Не прикасалась к дневнику неделю или больше. Последнюю запись сделала в тот день, когда Люси Моризе сказала, что нас скоро арестуют, и заклинала меня уезжать. С тех пор мне каждый день твердили об этом все подряд, вплоть до месье Руши в субботу. Но в субботу же случилось еще кое-что, заставившее нас всполошиться куда сильнее и, как оказалось, напрасно. Теперь мне уже трудно вспомнить, как было страшно тогда, днем и вечером; показалось, что сбылись мои худшие опасения: утром к Денизе явился немец в форме — хотел посмотреть квартиру. Потом нас успокоили, сказали, что это обычное дело. Но тогда я уже ясно увидела, и все мы ясно увидели, как Денизе и Франсуа приходится покинуть свой дом, как они прячутся, где-то скитаются, и так до конца войны — еще двое обреченных на такую жизнь, на этот раз из нашей семьи. Дениза, в ее положении! Она не могла прийти в себя после этого посещения и весь обед изо всех сил старалась не разрыдаться. Потом я до вечера сидела тут, дежурила, мама, Дениза и Андре с мужем пошли на квартиру, а папа и Франсуа — к Роберу Л. Пришлось вытерпеть визит четы Робер Валь. Машинально я все продолжала одевать кукол. На другой день чувствовала себя разбитой, будто всю ночь танцевала на балу!
* * *
Вчера вечером мама сказала мне, что депортирован Андре Бор — он сам, жена и четверо маленьких детей. Это не выходит у меня из головы. Конечно, ничего удивительного. Но все были уверены, что уж их-то не тронут. И именно сейчас, под Рождество, это же детский праздник — я как раз наряжаю елки. От этого особенно горестно.

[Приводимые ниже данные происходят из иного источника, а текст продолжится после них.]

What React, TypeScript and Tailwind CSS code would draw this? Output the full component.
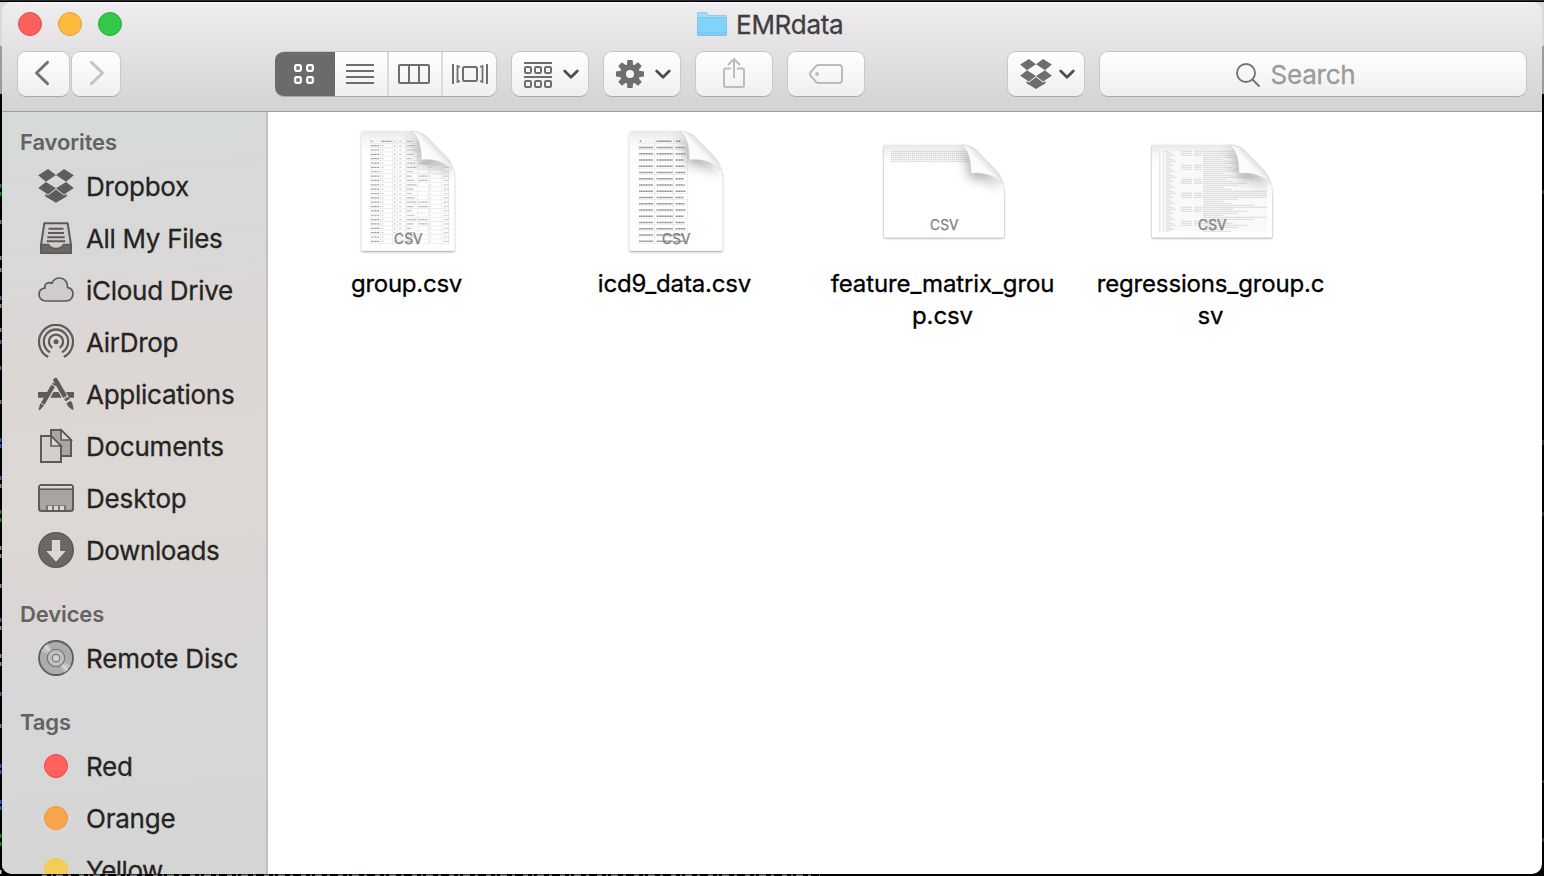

Вчера у нас была елка. Я не ошиблась, просто двое суток слились в одни, я и трех часов не проспала из-за того, что был заложен нос.
Съездила за Пьером и Даниеллой. Даниелла — копия матери, каждое слово, каждый взгляд так напоминают ее, что мне стало как-то по-особому больно, как еще никогда не бывало. Облик мадам Шварц немного стерся в памяти, осталось просто грустное воспоминание. Но Даниелла его воскресила.
В два часа, когда я уже собралась на урок немецкого, пришла Одиль. Я даже не удивилась. Восприняла, как будто так и надо. И вообще, мне кажется, мы расстались вчера. От одиночества? Мы словно бы продолжили прерванную беседу.
Хотела посвятить все утро работе, хотя отлично знаю, что теперь работа для меня — всего лишь способ ненадолго забыться. Знаю, что так и не разрешила противоречие между работой и действительностью, между самоосуществлением и деспотичным призывом этой самой действительности и что это противоречие возобновится, как только в полдень я закрою книгу. Собиралась поработать еще вчера вечером, но слишком устала. За несколько драгоценных свободных часов, которые буквально удалось урвать, ничего не сделала, потому что, когда я пришла домой, у нас была Дениза, и я слишком устала (в каникулы не отдыхала ни дня), в результате опять расплакалась, как в тот день с мамой; ничего не поделаешь — как будто прорывается плотина.
Пыталась сесть с утра — иной раз все еще мечтаю, как это было бы прекрасно: все утро проработать, думаю о поэзии, о том, сколько радости это могло бы мне доставить и сколько я могла бы Сделать. И как же до сих пор не поняла, что такого больше не будет, не может больше быть? Как до сиг пор не отказалась от этой мысли и не смирилась с тем, что это невозможно? Вот и сегодня утром я решила поработать всего-то до одиннадцати часов, потом надо сходить в больницу к Мишель Варади[253]. (Еще одно нововведение немцев: теперь евреи не имеют права лечиться в больницах.) Но мама прочитала газету, и все рухнуло: последние крохи надежды, последняя, с таким трудом отвоеванная возможность доставить себе несколько минут искусственного счастья; действительность победила. Две новости: Дарнан[254] назначен комиссаром Сил поддержания порядка. Не знаю, кто он, верно, какой-нибудь бандит, холоп нацистский, каких теперь немало развелось. Но означает это только одно: будет настоящая гражданская война, новые аресты и новые убийства. Убийства со всех сторон. А что значит убивать? Убивать — значит прерывать чьи-то жизни, полные надежд и сил, уничтожать внутренние миры, такие же богатые и яркие, как мой, к примеру. Причем хладнокровно. Убийцы видят только тело, но убивают вместе с ним и душу. И чем дальше, тем больше убитых. Стоит начать кровопролитие — конца ему не будет.